# Goal:
Every record must be repeated exactly; omit any pictures they contain.

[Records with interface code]
_____

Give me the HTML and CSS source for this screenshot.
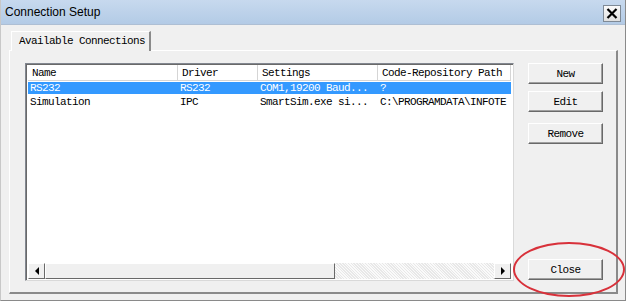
FILE: index.html
```html
<!DOCTYPE html>
<html lang="en">
<head>
  <meta charset="UTF-8">
  <title>Connection Setup</title>
  <link rel="stylesheet" href="styles.css">
</head>
<body>
  <div class="window">
    <div class="titlebar">
      <span class="title">Connection Setup</span>
      <span class="close-x">
        <svg width="12" height="11" viewBox="0 0 12 11"><path d="M1.5 1 L10.5 10 M10.5 1 L1.5 10" stroke="#000" stroke-width="2.2"/></svg>
      </span>
    </div>
    <div class="body">
      <div class="tabs">
        <div class="tab">Available Connections</div>
      </div>
      <div class="panel">
        <div class="list">
          <div class="list-header">
            <div class="col c-name">Name</div>
            <div class="col c-driver">Driver</div>
            <div class="col c-settings">Settings</div>
            <div class="col c-path">Code-Repository Path</div>
          </div>
          <div class="row selected">
            <div class="col c-name">RS232</div>
            <div class="col c-driver">RS232</div>
            <div class="col c-settings">COM1,19200 Baud...</div>
            <div class="col c-path">?</div>
          </div>
          <div class="row">
            <div class="col c-name">Simulation</div>
            <div class="col c-driver">IPC</div>
            <div class="col c-settings">SmartSim.exe si...</div>
            <div class="col c-path">C:\PROGRAMDATA\INFOTE</div>
          </div>
          <div class="list-fill"></div>
          <div class="hscroll">
            <div class="sb-btn"><span class="arrow-left"></span></div>
            <div class="sb-thumb"></div>
            <div class="sb-track"></div>
            <div class="sb-btn"><span class="arrow-right"></span></div>
          </div>
        </div>
        <div class="buttons">
          <button class="btn">New</button>
          <button class="btn btn-edit">Edit</button>
          <button class="btn btn-remove">Remove</button>
          <div class="spacer"></div>
          <div class="close-wrap">
            <button class="btn">Close</button>
            <span class="mark"></span>
          </div>
        </div>
      </div>
    </div>
  </div>
</body>
</html>
```

FILE: styles.css
```css
body {
    margin: 0;
    padding: 0;
    background-color: #f0f0f0;
}

.window {
    width: 626px;
    height: 301px;
    box-sizing: border-box;
    background-color: #f0f0f0;
    border-left: 1px solid #c8c8c8;
    border-right: 1px solid #8a8a8a;
    border-bottom: 1px solid #8a8a8a;
    display: flex;
    flex-direction: column;
    overflow: hidden;
}

.titlebar {
    height: 24px;
    flex: none;
    display: flex;
    align-items: center;
    justify-content: space-between;
    padding: 0 4px 0 4px;
    background: linear-gradient(to bottom, #c7d9ee, #b3cbe6);
    border-bottom: 1px solid #aebfd4;
}

.title {
    font-family: "Liberation Sans", Arial, sans-serif;
    font-size: 12px;
    color: #000;
}

.close-x {
    width: 18px;
    height: 17px;
    box-sizing: border-box;
    border: 1px solid #7f8a96;
    background: linear-gradient(to bottom, #fafafa, #e0e0e0);
    display: flex;
    align-items: center;
    justify-content: center;
    margin-top: 2px;
}

.body {
    flex: 1;
    display: flex;
    flex-direction: column;
    padding: 5px 8px 0 8px;
    font-family: "Liberation Mono", "Courier New", monospace;
    font-size: 11px;
    letter-spacing: -0.6px;
    color: #000;
}

.tabs {
    display: flex;
    padding-left: 2px;
    height: 20px;
}

.tab {
    width: 140px;
    box-sizing: border-box;
    padding: 3px 0 0 7px;
    border-top: 1px solid #fff;
    border-left: 1px solid #fff;
    border-right: 2px solid #8a8a8a;
    background-color: #f0f0f0;
    position: relative;
    top: 1px;
}

.panel {
    height: 244px;
    box-sizing: border-box;
    width: 609px;
    border-top: 1px solid #fff;
    border-left: 1px solid #fff;
    border-right: 2px solid #8a8a8a;
    border-bottom: 2px solid #8a8a8a;
    display: flex;
    padding: 12px 0 11px 15px;
    gap: 14px;
}

.list {
    width: 489px;
    box-sizing: border-box;
    background-color: #fff;
    border: 1px solid #828790;
    border-right-color: #d9d9d9;
    border-bottom-color: #d9d9d9;
    box-shadow: inset 1px 1px 0 #696969;
    display: flex;
    flex-direction: column;
    padding: 1px 2px 1px 2px;
}

.list-header {
    display: flex;
    height: 15px;
    border-bottom: 1px solid #d5d5d5;
}

.list-header .col {
    border-right: 1px solid #d5d5d5;
    padding-top: 2px;
}

.col {
    white-space: nowrap;
    overflow: hidden;
    box-sizing: border-box;
    padding-left: 4px;
}

.c-name { width: 150px; }
.c-driver { width: 80px; }
.c-settings { width: 120px; }
.c-path { width: 133px; }

.row {
    display: flex;
    height: 14px;
    line-height: 14px;
}

.row.selected {
    background-color: #3399ff;
    color: #fff;
    margin-top: 1px;
    height: 12px;
    line-height: 12px;
    margin-bottom: 1px;
}

.row .col {
    padding-left: 2px;
}

.list-fill {
    flex: 1;
}

.hscroll {
    display: flex;
    height: 16px;
    background-color: #f0f0f0;
}

.sb-btn {
    width: 17px;
    box-sizing: border-box;
    border-top: 1px solid #fff;
    border-left: 1px solid #fff;
    border-right: 1px solid #696969;
    border-bottom: 1px solid #696969;
    background-color: #f0f0f0;
    display: flex;
    align-items: center;
    justify-content: center;
}

.arrow-left {
    width: 0;
    height: 0;
    border-top: 4px solid transparent;
    border-bottom: 4px solid transparent;
    border-right: 4px solid #000;
}

.arrow-right {
    width: 0;
    height: 0;
    border-top: 4px solid transparent;
    border-bottom: 4px solid transparent;
    border-left: 4px solid #000;
}

.sb-thumb {
    width: 290px;
    box-sizing: border-box;
    border-top: 1px solid #fff;
    border-left: 1px solid #fff;
    border-right: 1px solid #696969;
    border-bottom: 1px solid #696969;
    background-color: #f0f0f0;
}

.sb-track {
    flex: 1;
    background-color: #f4f4f4;
    background-image: repeating-linear-gradient(45deg, #e8e8e8 0 1px, #fafafa 1px 2px);
}

.buttons {
    width: 75px;
    display: flex;
    flex-direction: column;
    padding-bottom: 1px;
}

.btn {
    width: 75px;
    height: 21px;
    box-sizing: border-box;
    font-family: "Liberation Mono", "Courier New", monospace;
    font-size: 11px;
    letter-spacing: -0.6px;
    color: #000;
    background-color: #f0f0f0;
    border: 1px solid;
    border-color: #fff #696969 #696969 #fff;
    box-shadow: inset -1px -1px 0 #a0a0a0;
    padding: 0;
    margin: 0;
}

.btn-edit {
    margin-top: 7px;
}

.btn-remove {
    margin-top: 11px;
}

.spacer {
    flex: 1;
}

.close-wrap {
    position: relative;
}

.mark {
    position: absolute;
    left: -15px;
    top: -17px;
    width: 112px;
    height: 55px;
    box-sizing: border-box;
    border: 2px solid #d8313a;
    border-radius: 50%;
    pointer-events: none;
}
```
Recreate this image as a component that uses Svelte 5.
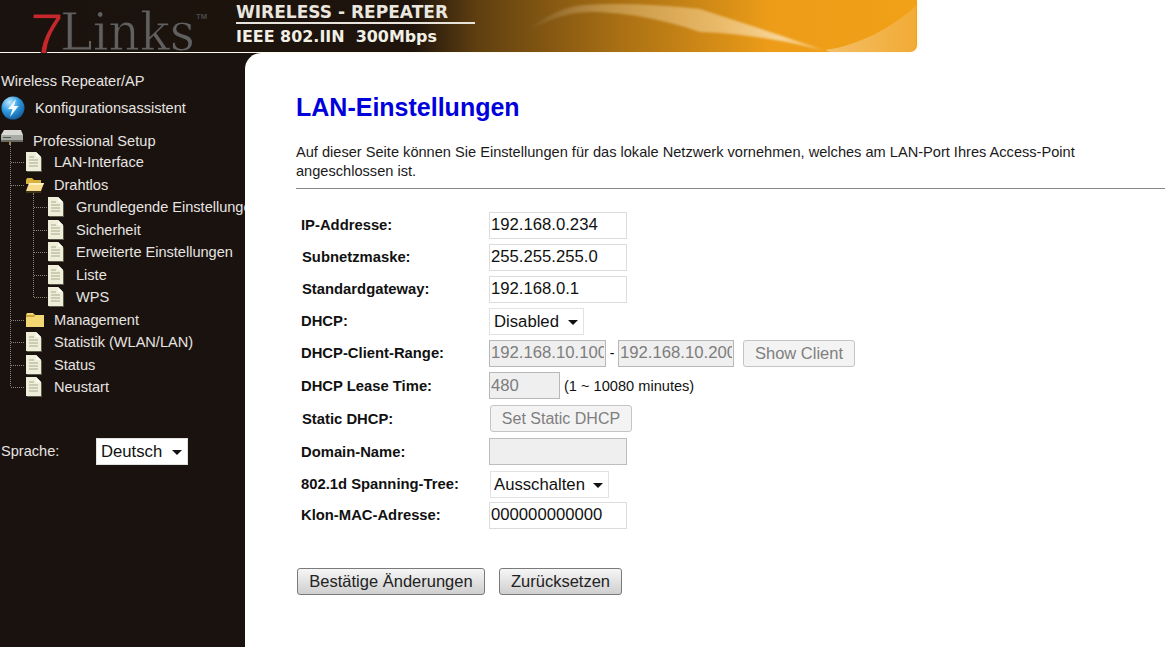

_____

# Output of the task:
Give me the HTML and CSS source for this screenshot.
FILE: index.html
```html
<!DOCTYPE html>
<html lang="en">
<head>
  <meta charset="UTF-8">
  <title>Connection Setup</title>
  <link rel="stylesheet" href="styles.css">
</head>
<body>
  <div class="window">
    <div class="titlebar">
      <span class="title">Connection Setup</span>
      <span class="close-x">
        <svg width="12" height="11" viewBox="0 0 12 11"><path d="M1.5 1 L10.5 10 M10.5 1 L1.5 10" stroke="#000" stroke-width="2.2"/></svg>
      </span>
    </div>
    <div class="body">
      <div class="tabs">
        <div class="tab">Available Connections</div>
      </div>
      <div class="panel">
        <div class="list">
          <div class="list-header">
            <div class="col c-name">Name</div>
            <div class="col c-driver">Driver</div>
            <div class="col c-settings">Settings</div>
            <div class="col c-path">Code-Repository Path</div>
          </div>
          <div class="row selected">
            <div class="col c-name">RS232</div>
            <div class="col c-driver">RS232</div>
            <div class="col c-settings">COM1,19200 Baud...</div>
            <div class="col c-path">?</div>
          </div>
          <div class="row">
            <div class="col c-name">Simulation</div>
            <div class="col c-driver">IPC</div>
            <div class="col c-settings">SmartSim.exe si...</div>
            <div class="col c-path">C:\PROGRAMDATA\INFOTE</div>
          </div>
          <div class="list-fill"></div>
          <div class="hscroll">
            <div class="sb-btn"><span class="arrow-left"></span></div>
            <div class="sb-thumb"></div>
            <div class="sb-track"></div>
            <div class="sb-btn"><span class="arrow-right"></span></div>
          </div>
        </div>
        <div class="buttons">
          <button class="btn">New</button>
          <button class="btn btn-edit">Edit</button>
          <button class="btn btn-remove">Remove</button>
          <div class="spacer"></div>
          <div class="close-wrap">
            <button class="btn">Close</button>
            <span class="mark"></span>
          </div>
        </div>
      </div>
    </div>
  </div>
</body>
</html>
```

FILE: styles.css
```css
body {
    margin: 0;
    padding: 0;
    background-color: #f0f0f0;
}

.window {
    width: 626px;
    height: 301px;
    box-sizing: border-box;
    background-color: #f0f0f0;
    border-left: 1px solid #c8c8c8;
    border-right: 1px solid #8a8a8a;
    border-bottom: 1px solid #8a8a8a;
    display: flex;
    flex-direction: column;
    overflow: hidden;
}

.titlebar {
    height: 24px;
    flex: none;
    display: flex;
    align-items: center;
    justify-content: space-between;
    padding: 0 4px 0 4px;
    background: linear-gradient(to bottom, #c7d9ee, #b3cbe6);
    border-bottom: 1px solid #aebfd4;
}

.title {
    font-family: "Liberation Sans", Arial, sans-serif;
    font-size: 12px;
    color: #000;
}

.close-x {
    width: 18px;
    height: 17px;
    box-sizing: border-box;
    border: 1px solid #7f8a96;
    background: linear-gradient(to bottom, #fafafa, #e0e0e0);
    display: flex;
    align-items: center;
    justify-content: center;
    margin-top: 2px;
}

.body {
    flex: 1;
    display: flex;
    flex-direction: column;
    padding: 5px 8px 0 8px;
    font-family: "Liberation Mono", "Courier New", monospace;
    font-size: 11px;
    letter-spacing: -0.6px;
    color: #000;
}

.tabs {
    display: flex;
    padding-left: 2px;
    height: 20px;
}

.tab {
    width: 140px;
    box-sizing: border-box;
    padding: 3px 0 0 7px;
    border-top: 1px solid #fff;
    border-left: 1px solid #fff;
    border-right: 2px solid #8a8a8a;
    background-color: #f0f0f0;
    position: relative;
    top: 1px;
}

.panel {
    height: 244px;
    box-sizing: border-box;
    width: 609px;
    border-top: 1px solid #fff;
    border-left: 1px solid #fff;
    border-right: 2px solid #8a8a8a;
    border-bottom: 2px solid #8a8a8a;
    display: flex;
    padding: 12px 0 11px 15px;
    gap: 14px;
}

.list {
    width: 489px;
    box-sizing: border-box;
    background-color: #fff;
    border: 1px solid #828790;
    border-right-color: #d9d9d9;
    border-bottom-color: #d9d9d9;
    box-shadow: inset 1px 1px 0 #696969;
    display: flex;
    flex-direction: column;
    padding: 1px 2px 1px 2px;
}

.list-header {
    display: flex;
    height: 15px;
    border-bottom: 1px solid #d5d5d5;
}

.list-header .col {
    border-right: 1px solid #d5d5d5;
    padding-top: 2px;
}

.col {
    white-space: nowrap;
    overflow: hidden;
    box-sizing: border-box;
    padding-left: 4px;
}

.c-name { width: 150px; }
.c-driver { width: 80px; }
.c-settings { width: 120px; }
.c-path { width: 133px; }

.row {
    display: flex;
    height: 14px;
    line-height: 14px;
}

.row.selected {
    background-color: #3399ff;
    color: #fff;
    margin-top: 1px;
    height: 12px;
    line-height: 12px;
    margin-bottom: 1px;
}

.row .col {
    padding-left: 2px;
}

.list-fill {
    flex: 1;
}

.hscroll {
    display: flex;
    height: 16px;
    background-color: #f0f0f0;
}

.sb-btn {
    width: 17px;
    box-sizing: border-box;
    border-top: 1px solid #fff;
    border-left: 1px solid #fff;
    border-right: 1px solid #696969;
    border-bottom: 1px solid #696969;
    background-color: #f0f0f0;
    display: flex;
    align-items: center;
    justify-content: center;
}

.arrow-left {
    width: 0;
    height: 0;
    border-top: 4px solid transparent;
    border-bottom: 4px solid transparent;
    border-right: 4px solid #000;
}

.arrow-right {
    width: 0;
    height: 0;
    border-top: 4px solid transparent;
    border-bottom: 4px solid transparent;
    border-left: 4px solid #000;
}

.sb-thumb {
    width: 290px;
    box-sizing: border-box;
    border-top: 1px solid #fff;
    border-left: 1px solid #fff;
    border-right: 1px solid #696969;
    border-bottom: 1px solid #696969;
    background-color: #f0f0f0;
}

.sb-track {
    flex: 1;
    background-color: #f4f4f4;
    background-image: repeating-linear-gradient(45deg, #e8e8e8 0 1px, #fafafa 1px 2px);
}

.buttons {
    width: 75px;
    display: flex;
    flex-direction: column;
    padding-bottom: 1px;
}

.btn {
    width: 75px;
    height: 21px;
    box-sizing: border-box;
    font-family: "Liberation Mono", "Courier New", monospace;
    font-size: 11px;
    letter-spacing: -0.6px;
    color: #000;
    background-color: #f0f0f0;
    border: 1px solid;
    border-color: #fff #696969 #696969 #fff;
    box-shadow: inset -1px -1px 0 #a0a0a0;
    padding: 0;
    margin: 0;
}

.btn-edit {
    margin-top: 7px;
}

.btn-remove {
    margin-top: 11px;
}

.spacer {
    flex: 1;
}

.close-wrap {
    position: relative;
}

.mark {
    position: absolute;
    left: -15px;
    top: -17px;
    width: 112px;
    height: 55px;
    box-sizing: border-box;
    border: 2px solid #d8313a;
    border-radius: 50%;
    pointer-events: none;
}
```
Recreate this image as a component that uses Svelte 5.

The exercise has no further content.